● WHAT THE TASK ASKS:
Return the listing below verbatim. Pictures do not belong in the copy.

● AVAILABLE DATA:
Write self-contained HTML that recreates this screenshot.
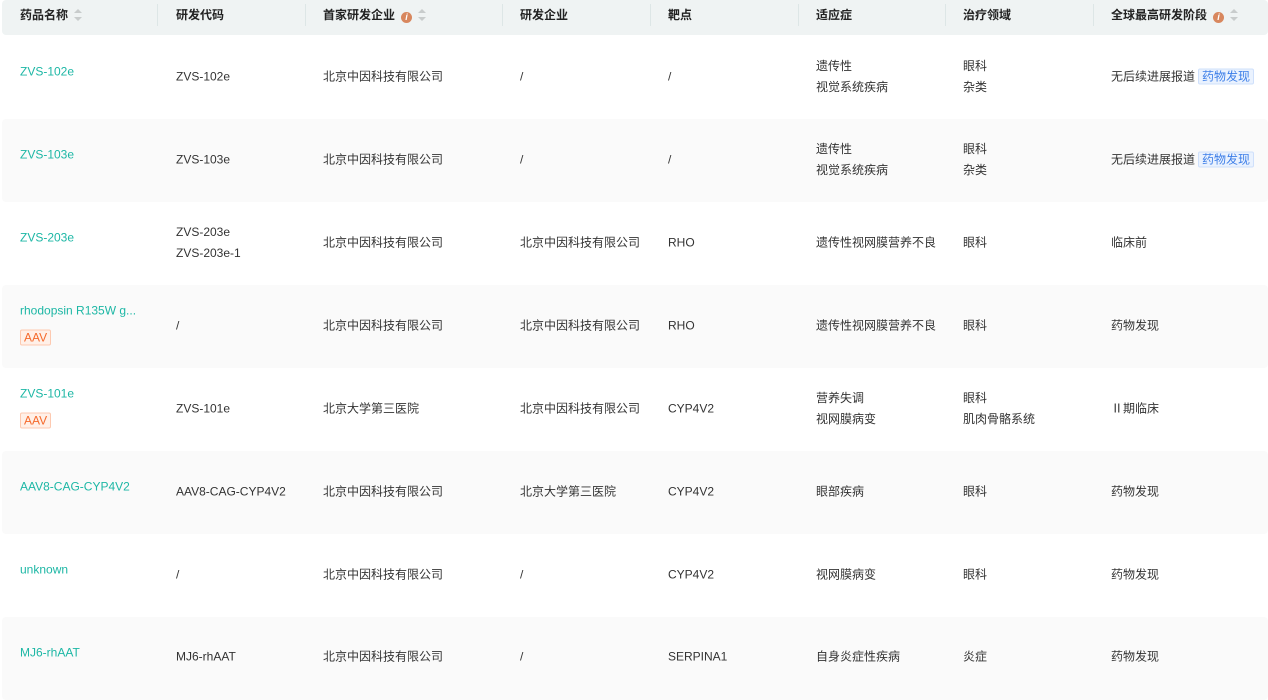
<!DOCTYPE html>
<html><head><meta charset="utf-8"><style>
*{margin:0;padding:0;box-sizing:border-box}
body{width:1268px;height:693px;overflow:hidden;background:#fff;font-family:"Liberation Sans","Noto Sans CJK SC",sans-serif;font-size:12px;color:#333;position:relative}
.hd{position:absolute;left:2px;top:0;width:1266px;height:35px;background:#eff3f3;border-radius:4px}
.hd div{position:absolute;top:0;height:35px;line-height:30px;font-weight:bold;color:#222;font-size:12px}
.dv{position:absolute;top:4px;width:1px;height:22px;background:#dde6e6}
.row{position:absolute;left:2px;width:1266px;height:83px}
.g{background:#fafafa;border-radius:4px}
.c{position:absolute;line-height:21px;transform:translateY(-50%);white-space:nowrap}
.nm{color:#1db7a5}
.tag{display:inline-block;border:1px solid #fdc9b0;background:#fff0e8;color:#f5692b;font-size:12px;line-height:14px;padding:0 3px;border-radius:2px}
.bt{display:inline-block;border:1px solid #cfe0fb;background:#eaf2fe;color:#3c7ee8;line-height:14px;padding:0 3px;border-radius:2px;margin-left:3px}
.info{display:inline-block;width:11px;height:11px;border-radius:50%;background:#d8875e;color:#fff;font-size:9px;line-height:11px;text-align:center;font-style:italic;vertical-align:-1px;margin-left:6px}
.sort{display:inline-block;width:8px;height:12px;vertical-align:-2px;margin-left:6px;position:relative}
.sort:before,.sort:after{content:"";position:absolute;left:0;border-left:4px solid transparent;border-right:4px solid transparent}
.sort:before{top:0;border-bottom:4px solid #c8cccc}
.sort:after{bottom:0;border-top:4px solid #c8cccc}
</style></head><body>
<div class="hd">
<div style="left:18px">药品名称<span class="sort"></span></div>
<div style="left:174px">研发代码</div>
<div style="left:321px">首家研发企业<span class="info">i</span><span class="sort"></span></div>
<div style="left:518px">研发企业</div>
<div style="left:666px">靶点</div>
<div style="left:814px">适应症</div>
<div style="left:961px">治疗领域</div>
<div style="left:1109px">全球最高研发阶段<span class="info">i</span><span class="sort"></span></div>
<span class="dv" style="left:155px"></span><span class="dv" style="left:303px"></span><span class="dv" style="left:500px"></span><span class="dv" style="left:648px"></span><span class="dv" style="left:796px"></span><span class="dv" style="left:943px"></span><span class="dv" style="left:1091px"></span>
</div>

<div class="row" style="top:36px"></div>
<div class="row g" style="top:119px"></div>
<div class="row" style="top:202px"></div>
<div class="row g" style="top:285px"></div>
<div class="row" style="top:368px"></div>
<div class="row g" style="top:451px"></div>
<div class="row" style="top:534px"></div>
<div class="row g" style="top:617px"></div>

<!-- r1 -->
<div class="c nm" style="left:20px;top:72px">ZVS-102e</div>
<div class="c" style="left:176px;top:77px">ZVS-102e</div>
<div class="c" style="left:323px;top:77px">北京中因科技有限公司</div>
<div class="c" style="left:520px;top:77px">/</div>
<div class="c" style="left:668px;top:77px">/</div>
<div class="c" style="left:816px;top:77px">遗传性<br>视觉系统疾病</div>
<div class="c" style="left:963px;top:77px">眼科<br>杂类</div>
<div class="c" style="left:1111px;top:77px">无后续进展报道<span class="bt">药物发现</span></div>
<!-- r2 -->
<div class="c nm" style="left:20px;top:155px">ZVS-103e</div>
<div class="c" style="left:176px;top:160px">ZVS-103e</div>
<div class="c" style="left:323px;top:160px">北京中因科技有限公司</div>
<div class="c" style="left:520px;top:160px">/</div>
<div class="c" style="left:668px;top:160px">/</div>
<div class="c" style="left:816px;top:160px">遗传性<br>视觉系统疾病</div>
<div class="c" style="left:963px;top:160px">眼科<br>杂类</div>
<div class="c" style="left:1111px;top:160px">无后续进展报道<span class="bt">药物发现</span></div>
<!-- r3 -->
<div class="c nm" style="left:20px;top:238px">ZVS-203e</div>
<div class="c" style="left:176px;top:243px">ZVS-203e<br>ZVS-203e-1</div>
<div class="c" style="left:323px;top:243px">北京中因科技有限公司</div>
<div class="c" style="left:520px;top:243px">北京中因科技有限公司</div>
<div class="c" style="left:668px;top:243px">RHO</div>
<div class="c" style="left:816px;top:243px">遗传性视网膜营养不良</div>
<div class="c" style="left:963px;top:243px">眼科</div>
<div class="c" style="left:1111px;top:243px">临床前</div>
<!-- r4 -->
<div class="c nm" style="left:20px;top:311px">rhodopsin R135W g...</div>
<div class="c" style="left:20px;top:338px"><span class="tag">AAV</span></div>
<div class="c" style="left:176px;top:326px">/</div>
<div class="c" style="left:323px;top:326px">北京中因科技有限公司</div>
<div class="c" style="left:520px;top:326px">北京中因科技有限公司</div>
<div class="c" style="left:668px;top:326px">RHO</div>
<div class="c" style="left:816px;top:326px">遗传性视网膜营养不良</div>
<div class="c" style="left:963px;top:326px">眼科</div>
<div class="c" style="left:1111px;top:326px">药物发现</div>
<!-- r5 -->
<div class="c nm" style="left:20px;top:394px">ZVS-101e</div>
<div class="c" style="left:20px;top:421px"><span class="tag">AAV</span></div>
<div class="c" style="left:176px;top:409px">ZVS-101e</div>
<div class="c" style="left:323px;top:409px">北京大学第三医院</div>
<div class="c" style="left:520px;top:409px">北京中因科技有限公司</div>
<div class="c" style="left:668px;top:409px">CYP4V2</div>
<div class="c" style="left:816px;top:409px">营养失调<br>视网膜病变</div>
<div class="c" style="left:963px;top:409px">眼科<br>肌肉骨骼系统</div>
<div class="c" style="left:1111px;top:409px">Ⅱ期临床</div>
<!-- r6 -->
<div class="c nm" style="left:20px;top:487px">AAV8-CAG-CYP4V2</div>
<div class="c" style="left:176px;top:492px">AAV8-CAG-CYP4V2</div>
<div class="c" style="left:323px;top:492px">北京中因科技有限公司</div>
<div class="c" style="left:520px;top:492px">北京大学第三医院</div>
<div class="c" style="left:668px;top:492px">CYP4V2</div>
<div class="c" style="left:816px;top:492px">眼部疾病</div>
<div class="c" style="left:963px;top:492px">眼科</div>
<div class="c" style="left:1111px;top:492px">药物发现</div>
<!-- r7 -->
<div class="c nm" style="left:20px;top:570px">unknown</div>
<div class="c" style="left:176px;top:575px">/</div>
<div class="c" style="left:323px;top:575px">北京中因科技有限公司</div>
<div class="c" style="left:520px;top:575px">/</div>
<div class="c" style="left:668px;top:575px">CYP4V2</div>
<div class="c" style="left:816px;top:575px">视网膜病变</div>
<div class="c" style="left:963px;top:575px">眼科</div>
<div class="c" style="left:1111px;top:575px">药物发现</div>
<!-- r8 -->
<div class="c nm" style="left:20px;top:653px">MJ6-rhAAT</div>
<div class="c" style="left:176px;top:657px">MJ6-rhAAT</div>
<div class="c" style="left:323px;top:657px">北京中因科技有限公司</div>
<div class="c" style="left:520px;top:657px">/</div>
<div class="c" style="left:668px;top:657px">SERPINA1</div>
<div class="c" style="left:816px;top:657px">自身炎症性疾病</div>
<div class="c" style="left:963px;top:657px">炎症</div>
<div class="c" style="left:1111px;top:657px">药物发现</div>
</body></html>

● RIGHT ANSWER:
Write self-contained HTML that recreates this screenshot.
<!DOCTYPE html>
<html><head><meta charset="utf-8"><style>
*{margin:0;padding:0;box-sizing:border-box}
body{width:1268px;height:693px;overflow:hidden;background:#fff;font-family:"Liberation Sans","Noto Sans CJK SC",sans-serif;font-size:12px;color:#333;position:relative}
.hd{position:absolute;left:2px;top:0;width:1266px;height:35px;background:#eff3f3;border-radius:4px}
.hd div{position:absolute;top:0;height:35px;line-height:30px;font-weight:bold;color:#222;font-size:12px}
.dv{position:absolute;top:4px;width:1px;height:22px;background:#dde6e6}
.row{position:absolute;left:2px;width:1266px;height:83px}
.g{background:#fafafa;border-radius:4px}
.c{position:absolute;line-height:21px;transform:translateY(-50%);white-space:nowrap}
.nm{color:#1db7a5}
.tag{display:inline-block;border:1px solid #fdc9b0;background:#fff0e8;color:#f5692b;font-size:12px;line-height:14px;padding:0 3px;border-radius:2px}
.bt{display:inline-block;border:1px solid #cfe0fb;background:#eaf2fe;color:#3c7ee8;line-height:14px;padding:0 3px;border-radius:2px;margin-left:3px}
.info{display:inline-block;width:11px;height:11px;border-radius:50%;background:#d8875e;color:#fff;font-size:9px;line-height:11px;text-align:center;font-style:italic;vertical-align:-1px;margin-left:6px}
.sort{display:inline-block;width:8px;height:12px;vertical-align:-2px;margin-left:6px;position:relative}
.sort:before,.sort:after{content:"";position:absolute;left:0;border-left:4px solid transparent;border-right:4px solid transparent}
.sort:before{top:0;border-bottom:4px solid #c8cccc}
.sort:after{bottom:0;border-top:4px solid #c8cccc}
</style></head><body>
<div class="hd">
<div style="left:18px">药品名称<span class="sort"></span></div>
<div style="left:174px">研发代码</div>
<div style="left:321px">首家研发企业<span class="info">i</span><span class="sort"></span></div>
<div style="left:518px">研发企业</div>
<div style="left:666px">靶点</div>
<div style="left:814px">适应症</div>
<div style="left:961px">治疗领域</div>
<div style="left:1109px">全球最高研发阶段<span class="info">i</span><span class="sort"></span></div>
<span class="dv" style="left:155px"></span><span class="dv" style="left:303px"></span><span class="dv" style="left:500px"></span><span class="dv" style="left:648px"></span><span class="dv" style="left:796px"></span><span class="dv" style="left:943px"></span><span class="dv" style="left:1091px"></span>
</div>

<div class="row" style="top:36px"></div>
<div class="row g" style="top:119px"></div>
<div class="row" style="top:202px"></div>
<div class="row g" style="top:285px"></div>
<div class="row" style="top:368px"></div>
<div class="row g" style="top:451px"></div>
<div class="row" style="top:534px"></div>
<div class="row g" style="top:617px"></div>

<!-- r1 -->
<div class="c nm" style="left:20px;top:72px">ZVS-102e</div>
<div class="c" style="left:176px;top:77px">ZVS-102e</div>
<div class="c" style="left:323px;top:77px">北京中因科技有限公司</div>
<div class="c" style="left:520px;top:77px">/</div>
<div class="c" style="left:668px;top:77px">/</div>
<div class="c" style="left:816px;top:77px">遗传性<br>视觉系统疾病</div>
<div class="c" style="left:963px;top:77px">眼科<br>杂类</div>
<div class="c" style="left:1111px;top:77px">无后续进展报道<span class="bt">药物发现</span></div>
<!-- r2 -->
<div class="c nm" style="left:20px;top:155px">ZVS-103e</div>
<div class="c" style="left:176px;top:160px">ZVS-103e</div>
<div class="c" style="left:323px;top:160px">北京中因科技有限公司</div>
<div class="c" style="left:520px;top:160px">/</div>
<div class="c" style="left:668px;top:160px">/</div>
<div class="c" style="left:816px;top:160px">遗传性<br>视觉系统疾病</div>
<div class="c" style="left:963px;top:160px">眼科<br>杂类</div>
<div class="c" style="left:1111px;top:160px">无后续进展报道<span class="bt">药物发现</span></div>
<!-- r3 -->
<div class="c nm" style="left:20px;top:238px">ZVS-203e</div>
<div class="c" style="left:176px;top:243px">ZVS-203e<br>ZVS-203e-1</div>
<div class="c" style="left:323px;top:243px">北京中因科技有限公司</div>
<div class="c" style="left:520px;top:243px">北京中因科技有限公司</div>
<div class="c" style="left:668px;top:243px">RHO</div>
<div class="c" style="left:816px;top:243px">遗传性视网膜营养不良</div>
<div class="c" style="left:963px;top:243px">眼科</div>
<div class="c" style="left:1111px;top:243px">临床前</div>
<!-- r4 -->
<div class="c nm" style="left:20px;top:311px">rhodopsin R135W g...</div>
<div class="c" style="left:20px;top:338px"><span class="tag">AAV</span></div>
<div class="c" style="left:176px;top:326px">/</div>
<div class="c" style="left:323px;top:326px">北京中因科技有限公司</div>
<div class="c" style="left:520px;top:326px">北京中因科技有限公司</div>
<div class="c" style="left:668px;top:326px">RHO</div>
<div class="c" style="left:816px;top:326px">遗传性视网膜营养不良</div>
<div class="c" style="left:963px;top:326px">眼科</div>
<div class="c" style="left:1111px;top:326px">药物发现</div>
<!-- r5 -->
<div class="c nm" style="left:20px;top:394px">ZVS-101e</div>
<div class="c" style="left:20px;top:421px"><span class="tag">AAV</span></div>
<div class="c" style="left:176px;top:409px">ZVS-101e</div>
<div class="c" style="left:323px;top:409px">北京大学第三医院</div>
<div class="c" style="left:520px;top:409px">北京中因科技有限公司</div>
<div class="c" style="left:668px;top:409px">CYP4V2</div>
<div class="c" style="left:816px;top:409px">营养失调<br>视网膜病变</div>
<div class="c" style="left:963px;top:409px">眼科<br>肌肉骨骼系统</div>
<div class="c" style="left:1111px;top:409px">Ⅱ期临床</div>
<!-- r6 -->
<div class="c nm" style="left:20px;top:487px">AAV8-CAG-CYP4V2</div>
<div class="c" style="left:176px;top:492px">AAV8-CAG-CYP4V2</div>
<div class="c" style="left:323px;top:492px">北京中因科技有限公司</div>
<div class="c" style="left:520px;top:492px">北京大学第三医院</div>
<div class="c" style="left:668px;top:492px">CYP4V2</div>
<div class="c" style="left:816px;top:492px">眼部疾病</div>
<div class="c" style="left:963px;top:492px">眼科</div>
<div class="c" style="left:1111px;top:492px">药物发现</div>
<!-- r7 -->
<div class="c nm" style="left:20px;top:570px">unknown</div>
<div class="c" style="left:176px;top:575px">/</div>
<div class="c" style="left:323px;top:575px">北京中因科技有限公司</div>
<div class="c" style="left:520px;top:575px">/</div>
<div class="c" style="left:668px;top:575px">CYP4V2</div>
<div class="c" style="left:816px;top:575px">视网膜病变</div>
<div class="c" style="left:963px;top:575px">眼科</div>
<div class="c" style="left:1111px;top:575px">药物发现</div>
<!-- r8 -->
<div class="c nm" style="left:20px;top:653px">MJ6-rhAAT</div>
<div class="c" style="left:176px;top:657px">MJ6-rhAAT</div>
<div class="c" style="left:323px;top:657px">北京中因科技有限公司</div>
<div class="c" style="left:520px;top:657px">/</div>
<div class="c" style="left:668px;top:657px">SERPINA1</div>
<div class="c" style="left:816px;top:657px">自身炎症性疾病</div>
<div class="c" style="left:963px;top:657px">炎症</div>
<div class="c" style="left:1111px;top:657px">药物发现</div>
</body></html>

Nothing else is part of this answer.